### [AIM]
Quote only the span from the first line of the entries to the line containing "const SMALL = 7;", both ends kept. Leave every picture out.

### [A run of records]
## Begin

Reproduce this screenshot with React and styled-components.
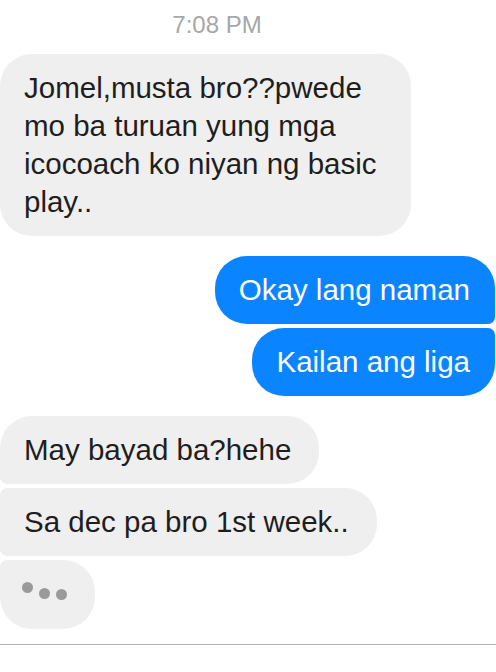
import React from 'react';
import styled, { createGlobalStyle } from 'styled-components';

const GlobalStyle = createGlobalStyle`
  html, body {
    margin: 0;
    padding: 0;
    background: #ffffff;
  }
  body {
    font-family: "Liberation Sans", Arial, Helvetica, sans-serif;
  }
`

const Screen = styled.div`
  width: 496px;
  height: 672px;
  overflow: hidden;
  background: #ffffff;
  display: flex;
  flex-direction: column;
`

const Thread = styled.div`
  display: flex;
  flex-direction: column;
  gap: 20px;
  padding-top: 11px;
`

const Timestamp = styled.div`
  text-align: center;
  font-size: 24px;
  line-height: 28px;
  color: #a7a7a7;
  margin-right: 62px;
  margin-bottom: -5px;
`

const Group = styled.div`
  display: flex;
  flex-direction: column;
  align-items: ${(p) => (p.$mine ? 'flex-end' : 'flex-start')};
  gap: 4px;
`

const BIG = 32;
const SMALL = 7;

const cornerRadius = (mine, pos) => {
  const top = pos === 'middle' || pos === 'last' ? SMALL : BIG;
  const bottom = pos === 'middle' || pos === 'first' ? SMALL : BIG;
  // grouped side gets the small corners
  return mine
    ? `${BIG}px ${top}px ${bottom}px ${BIG}px`
    : `${top}px ${BIG}px ${BIG}px ${bottom}px`;
};

const Bubble = styled.div`
  box-sizing: border-box;
  max-width: ${(p) => (p.$wide ? '411px' : '420px')};
  width: ${(p) => (p.$wide ? '411px' : 'auto')};
  padding: 15px ${(p) => (p.$mine ? '25px' : '28px')} 15px 24px;
  margin-right: ${(p) => (p.$mine ? '1px' : '0')};
  font-size: 29.5px;
  line-height: 38px;
  color: ${(p) => (p.$mine ? '#ffffff' : '#1e1e1e')};
  background: ${(p) => (p.$mine ? '#0a84ff' : '#efefef')};
  border-radius: ${(p) => cornerRadius(p.$mine, p.$pos)};
  white-space: ${(p) => (p.$wide ? 'normal' : 'nowrap')};
`

const TypingBubble = styled.div`
  box-sizing: border-box;
  width: 95px;
  height: 69px;
  padding-left: 22px;
  padding-top: 22px;
  display: flex;
  align-items: flex-start;
  gap: 6px;
  background: #efefef;
  border-radius: ${SMALL}px ${BIG}px ${BIG}px ${BIG}px;
`

const Dot = styled.span`
  width: 11px;
  height: 11px;
  border-radius: 50%;
  background: #9a9a9a;
  margin-top: ${(p) => p.$drop}px;
`

const Divider = styled.div`
  margin-top: 15px;
  border-top: 1.5px solid #b2b2b2;
`

const App = () => {
  return (
    <Screen>
      <GlobalStyle />
      <Thread>
        <Timestamp>7:08 PM</Timestamp>
        <Group>
          <Bubble $wide $pos="single">
            Jomel,musta bro??pwede mo ba turuan yung mga icocoach ko niyan ng basic play..
          </Bubble>
        </Group>
        <Group $mine>
          <Bubble $mine $pos="first">Okay lang naman</Bubble>
          <Bubble $mine $pos="last">Kailan ang liga</Bubble>
        </Group>
        <Group>
          <Bubble $pos="first">May bayad ba?hehe</Bubble>
          <Bubble $pos="middle">Sa dec pa bro 1st week..</Bubble>
          <TypingBubble>
            <Dot $drop={0} />
            <Dot $drop={6} />
            <Dot $drop={7} />
          </TypingBubble>
        </Group>
      </Thread>
      <Divider />
    </Screen>
  );
}

export default App;
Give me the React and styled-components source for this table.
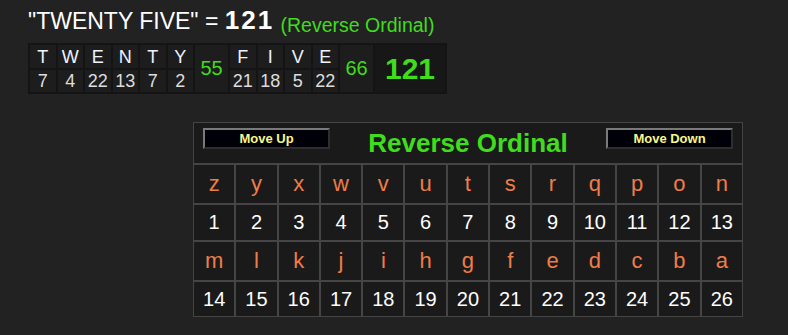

## End

### [RESPONSE TO THIS TASK]
Reproduce this screenshot with React and styled-components.
import React from 'react';
import styled, { createGlobalStyle } from 'styled-components';

const GlobalStyle = createGlobalStyle`
  html, body {
    margin: 0;
    padding: 0;
    background: #ffffff;
  }
  body {
    font-family: "Liberation Sans", Arial, Helvetica, sans-serif;
  }
`

const Screen = styled.div`
  width: 496px;
  height: 672px;
  overflow: hidden;
  background: #ffffff;
  display: flex;
  flex-direction: column;
`

const Thread = styled.div`
  display: flex;
  flex-direction: column;
  gap: 20px;
  padding-top: 11px;
`

const Timestamp = styled.div`
  text-align: center;
  font-size: 24px;
  line-height: 28px;
  color: #a7a7a7;
  margin-right: 62px;
  margin-bottom: -5px;
`

const Group = styled.div`
  display: flex;
  flex-direction: column;
  align-items: ${(p) => (p.$mine ? 'flex-end' : 'flex-start')};
  gap: 4px;
`

const BIG = 32;
const SMALL = 7;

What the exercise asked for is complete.